# Task requirements
Reproduce the listing word for word. Skip any image.

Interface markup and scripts
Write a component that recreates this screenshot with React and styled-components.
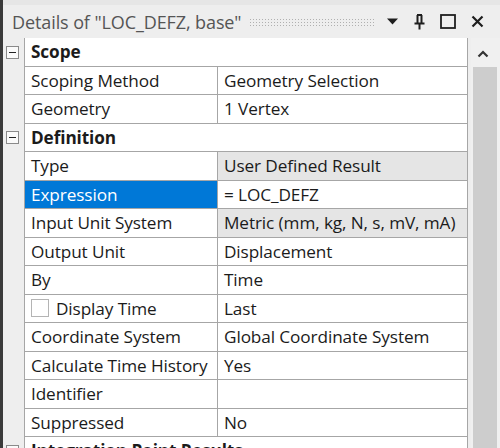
import React from "react";
import styled, { createGlobalStyle } from "styled-components";

const Global = createGlobalStyle`
  html, body { margin: 0; padding: 0; background: #f0f0f0; }
  body { font-family: "Open Sans", "Noto Sans", sans-serif; }
`;

const Window = styled.div`
  width: 500px;
  height: 448px;
  overflow: hidden;
  box-sizing: border-box;
  border-left: 3px solid #3a3a3a;
  background: #eeeeee;
  display: flex;
  flex-direction: column;
`;

const TitleBar = styled.div`
  height: 38px;
  flex: none;
  box-sizing: border-box;
  border-top: 5px solid #e6e6e6;
  display: flex;
  align-items: center;
  padding: 0 12px 0 9px;
  gap: 6px;
`;

const Title = styled.span`
  font-size: 18px;
  color: #555;
  white-space: nowrap;
  letter-spacing: -0.1px;
`;

const Dots = styled.div`
  flex: 1;
  height: 8px;
  margin: 0 2px;
  background-image: radial-gradient(#b0b0b0 0.9px, transparent 1px);
  background-size: 3px 3px;
`;

const IconButton = styled.span`
  width: ${(p) => p.$w || 22}px;
  height: 22px;
  display: flex;
  align-items: center;
  justify-content: center;
  color: #1e1e1e;
`;

const Body = styled.div`
  flex: 1;
  display: flex;
  min-height: 0;
`;

const Grid = styled.div`
  width: 468px;
  flex: none;
  display: flex;
  flex-direction: column;
`;

const Row = styled.div`
  height: 28.5px;
  flex: none;
  display: grid;
  grid-template-columns: 21px 193px 251px;
`;

const Gutter = styled.div`
  background: #eeeeee;
  display: flex;
  align-items: center;
  justify-content: flex-start;
  padding-left: 3px;
`;

const Expander = styled.span`
  width: 13px;
  height: 13px;
  box-sizing: border-box;
  border: 1px solid #8a8a8a;
  background: #fafafa;
  position: relative;
  &::after {
    content: "";
    position: absolute;
    left: 2px;
    right: 2px;
    top: 5px;
    height: 1px;
    background: #222;
  }
`;

const Cell = styled.div`
  box-sizing: border-box;
  border-bottom: 1px solid #a6a6a6;
  border-left: 1px solid #a6a6a6;
  border-right: ${(p) => (p.$last ? "1px solid #a6a6a6" : "none")};
  background: ${(p) => (p.$selected ? "#0078d7" : p.$readonly ? "#e5e5e5" : "#ffffff")};
  color: ${(p) => (p.$selected ? "#ffffff" : "#1b1b1b")};
  font-size: 17.2px;
  letter-spacing: -0.1px;
  display: flex;
  align-items: center;
  gap: 7px;
  padding-left: 6px;
  white-space: nowrap;
  overflow: hidden;
`;

const CategoryCell = styled(Cell)`
  grid-column: 2 / 4;
  border-right: 1px solid #a6a6a6;
  font-weight: 700;
  background: #ffffff;
`;

const Check = styled.span`
  width: 18px;
  height: 18px;
  box-sizing: border-box;
  border: 1px solid #b4b4b4;
  background: #fff;
  flex: none;
`;

const Scrollbar = styled.div`
  flex: 1;
  display: flex;
  flex-direction: column;
  background: #f0f0f0;
  padding-left: 2px;
`;

const ArrowBox = styled.div`
  height: 27px;
  display: flex;
  align-items: center;
  justify-content: center;
  padding: 2px 8px 0 0;
  color: #444;
`;

const Thumb = styled.div`
  flex: 1;
  width: 24px;
  background: #cdcdcd;
`;

const rows = [
  { cat: "Scope" },
  { label: "Scoping Method", value: "Geometry Selection" },
  { label: "Geometry", value: "1 Vertex" },
  { cat: "Definition" },
  { label: "Type", value: "User Defined Result", readonly: true },
  { label: "Expression", value: "= LOC_DEFZ", selected: true },
  { label: "Input Unit System", value: "Metric (mm, kg, N, s, mV, mA)", readonly: true },
  { label: "Output Unit", value: "Displacement" },
  { label: "By", value: "Time" },
  { label: "Display Time", value: "Last", check: true },
  { label: "Coordinate System", value: "Global Coordinate System" },
  { label: "Calculate Time History", value: "Yes" },
  { label: "Identifier", value: "" },
  { label: "Suppressed", value: "No" },
  { cat: "Integration Point Results" },
];

export default function App() {
  return (
    <>
      <Global />
      <Window>
        <TitleBar>
          <Title>Details of "LOC_DEFZ, base"</Title>
          <Dots />
          <IconButton $w={20}>
            <svg width="11" height="7" viewBox="0 0 11 7">
              <path d="M0 0.5 H11 L5.5 6.5 Z" fill="#1e1e1e" />
            </svg>
          </IconButton>
          <IconButton $w={22}>
            <svg width="11" height="16" viewBox="0 0 11 16">
              <path d="M3 1 H8 M3.5 1 V9 M7.5 1 V9 M0.5 9.5 H10.5 M5.5 9.5 V15.5" stroke="#1e1e1e" strokeWidth="2" fill="none" />
            </svg>
          </IconButton>
          <IconButton $w={24}>
            <svg width="16" height="15" viewBox="0 0 16 15">
              <rect x="1" y="1" width="14" height="13" stroke="#1e1e1e" strokeWidth="1.8" fill="none" />
            </svg>
          </IconButton>
          <IconButton $w={22}>
            <svg width="13" height="13" viewBox="0 0 13 13">
              <path d="M1.5 1.5 L11.5 11.5 M11.5 1.5 L1.5 11.5" stroke="#1e1e1e" strokeWidth="2.2" />
            </svg>
          </IconButton>
        </TitleBar>
        <Body>
          <Grid>
            {rows.map((r, i) =>
              r.cat ? (
                <Row key={i}>
                  <Gutter>
                    <Expander />
                  </Gutter>
                  <CategoryCell>{r.cat}</CategoryCell>
                </Row>
              ) : (
                <Row key={i}>
                  <Gutter />
                  <Cell $selected={r.selected}>
                    {r.check && <Check />}
                    {r.label}
                  </Cell>
                  <Cell $readonly={r.readonly} $last>
                    {r.value}
                  </Cell>
                </Row>
              )
            )}
          </Grid>
          <Scrollbar>
            <ArrowBox>
              <svg width="12" height="8" viewBox="0 0 12 8">
                <path d="M1.5 6.5 L6 2 L10.5 6.5" stroke="#333" strokeWidth="2.2" fill="none" />
              </svg>
            </ArrowBox>
            <Thumb />
          </Scrollbar>
        </Body>
      </Window>
    </>
  );
}
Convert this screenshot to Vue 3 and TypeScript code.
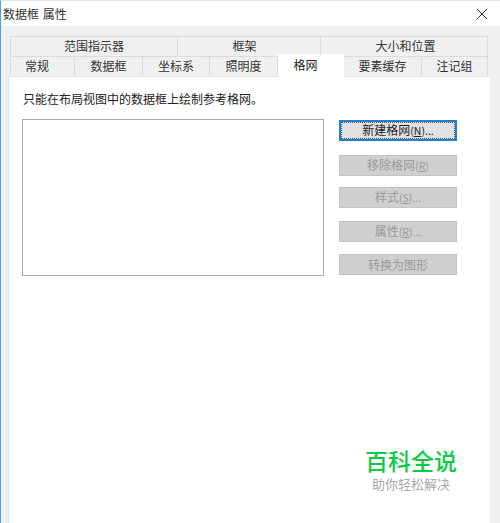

# Response for this exercise
Write a component that recreates this screenshot with React and styled-components.
import React from "react";
import styled, { createGlobalStyle } from "styled-components";

const Global = createGlobalStyle`
  html, body { margin: 0; padding: 0; background: #f0f0f0; }
  body { font-family: "Open Sans", "Noto Sans", sans-serif; }
`;

const Window = styled.div`
  width: 500px;
  height: 448px;
  overflow: hidden;
  box-sizing: border-box;
  border-left: 3px solid #3a3a3a;
  background: #eeeeee;
  display: flex;
  flex-direction: column;
`;

const TitleBar = styled.div`
  height: 38px;
  flex: none;
  box-sizing: border-box;
  border-top: 5px solid #e6e6e6;
  display: flex;
  align-items: center;
  padding: 0 12px 0 9px;
  gap: 6px;
`;

const Title = styled.span`
  font-size: 18px;
  color: #555;
  white-space: nowrap;
  letter-spacing: -0.1px;
`;

const Dots = styled.div`
  flex: 1;
  height: 8px;
  margin: 0 2px;
  background-image: radial-gradient(#b0b0b0 0.9px, transparent 1px);
  background-size: 3px 3px;
`;

const IconButton = styled.span`
  width: ${(p) => p.$w || 22}px;
  height: 22px;
  display: flex;
  align-items: center;
  justify-content: center;
  color: #1e1e1e;
`;

const Body = styled.div`
  flex: 1;
  display: flex;
  min-height: 0;
`;

const Grid = styled.div`
  width: 468px;
  flex: none;
  display: flex;
  flex-direction: column;
`;

const Row = styled.div`
  height: 28.5px;
  flex: none;
  display: grid;
  grid-template-columns: 21px 193px 251px;
`;

const Gutter = styled.div`
  background: #eeeeee;
  display: flex;
  align-items: center;
  justify-content: flex-start;
  padding-left: 3px;
`;

const Expander = styled.span`
  width: 13px;
  height: 13px;
  box-sizing: border-box;
  border: 1px solid #8a8a8a;
  background: #fafafa;
  position: relative;
  &::after {
    content: "";
    position: absolute;
    left: 2px;
    right: 2px;
    top: 5px;
    height: 1px;
    background: #222;
  }
`;

const Cell = styled.div`
  box-sizing: border-box;
  border-bottom: 1px solid #a6a6a6;
  border-left: 1px solid #a6a6a6;
  border-right: ${(p) => (p.$last ? "1px solid #a6a6a6" : "none")};
  background: ${(p) => (p.$selected ? "#0078d7" : p.$readonly ? "#e5e5e5" : "#ffffff")};
  color: ${(p) => (p.$selected ? "#ffffff" : "#1b1b1b")};
  font-size: 17.2px;
  letter-spacing: -0.1px;
  display: flex;
  align-items: center;
  gap: 7px;
  padding-left: 6px;
  white-space: nowrap;
  overflow: hidden;
`;

const CategoryCell = styled(Cell)`
  grid-column: 2 / 4;
  border-right: 1px solid #a6a6a6;
  font-weight: 700;
  background: #ffffff;
`;

const Check = styled.span`
  width: 18px;
  height: 18px;
  box-sizing: border-box;
  border: 1px solid #b4b4b4;
  background: #fff;
  flex: none;
`;

const Scrollbar = styled.div`
  flex: 1;
  display: flex;
  flex-direction: column;
  background: #f0f0f0;
  padding-left: 2px;
`;

const ArrowBox = styled.div`
  height: 27px;
  display: flex;
  align-items: center;
  justify-content: center;
  padding: 2px 8px 0 0;
  color: #444;
`;

const Thumb = styled.div`
  flex: 1;
  width: 24px;
  background: #cdcdcd;
`;

const rows = [
  { cat: "Scope" },
  { label: "Scoping Method", value: "Geometry Selection" },
  { label: "Geometry", value: "1 Vertex" },
  { cat: "Definition" },
  { label: "Type", value: "User Defined Result", readonly: true },
  { label: "Expression", value: "= LOC_DEFZ", selected: true },
  { label: "Input Unit System", value: "Metric (mm, kg, N, s, mV, mA)", readonly: true },
  { label: "Output Unit", value: "Displacement" },
  { label: "By", value: "Time" },
  { label: "Display Time", value: "Last", check: true },
  { label: "Coordinate System", value: "Global Coordinate System" },
  { label: "Calculate Time History", value: "Yes" },
  { label: "Identifier", value: "" },
  { label: "Suppressed", value: "No" },
  { cat: "Integration Point Results" },
];

export default function App() {
  return (
    <>
      <Global />
      <Window>
        <TitleBar>
          <Title>Details of "LOC_DEFZ, base"</Title>
          <Dots />
          <IconButton $w={20}>
            <svg width="11" height="7" viewBox="0 0 11 7">
              <path d="M0 0.5 H11 L5.5 6.5 Z" fill="#1e1e1e" />
            </svg>
          </IconButton>
          <IconButton $w={22}>
            <svg width="11" height="16" viewBox="0 0 11 16">
              <path d="M3 1 H8 M3.5 1 V9 M7.5 1 V9 M0.5 9.5 H10.5 M5.5 9.5 V15.5" stroke="#1e1e1e" strokeWidth="2" fill="none" />
            </svg>
          </IconButton>
          <IconButton $w={24}>
            <svg width="16" height="15" viewBox="0 0 16 15">
              <rect x="1" y="1" width="14" height="13" stroke="#1e1e1e" strokeWidth="1.8" fill="none" />
            </svg>
          </IconButton>
          <IconButton $w={22}>
            <svg width="13" height="13" viewBox="0 0 13 13">
              <path d="M1.5 1.5 L11.5 11.5 M11.5 1.5 L1.5 11.5" stroke="#1e1e1e" strokeWidth="2.2" />
            </svg>
          </IconButton>
        </TitleBar>
        <Body>
          <Grid>
            {rows.map((r, i) =>
              r.cat ? (
                <Row key={i}>
                  <Gutter>
                    <Expander />
                  </Gutter>
                  <CategoryCell>{r.cat}</CategoryCell>
                </Row>
              ) : (
                <Row key={i}>
                  <Gutter />
                  <Cell $selected={r.selected}>
                    {r.check && <Check />}
                    {r.label}
                  </Cell>
                  <Cell $readonly={r.readonly} $last>
                    {r.value}
                  </Cell>
                </Row>
              )
            )}
          </Grid>
          <Scrollbar>
            <ArrowBox>
              <svg width="12" height="8" viewBox="0 0 12 8">
                <path d="M1.5 6.5 L6 2 L10.5 6.5" stroke="#333" strokeWidth="2.2" fill="none" />
              </svg>
            </ArrowBox>
            <Thumb />
          </Scrollbar>
        </Body>
      </Window>
    </>
  );
}
Convert this screenshot to Vue 3 and TypeScript code.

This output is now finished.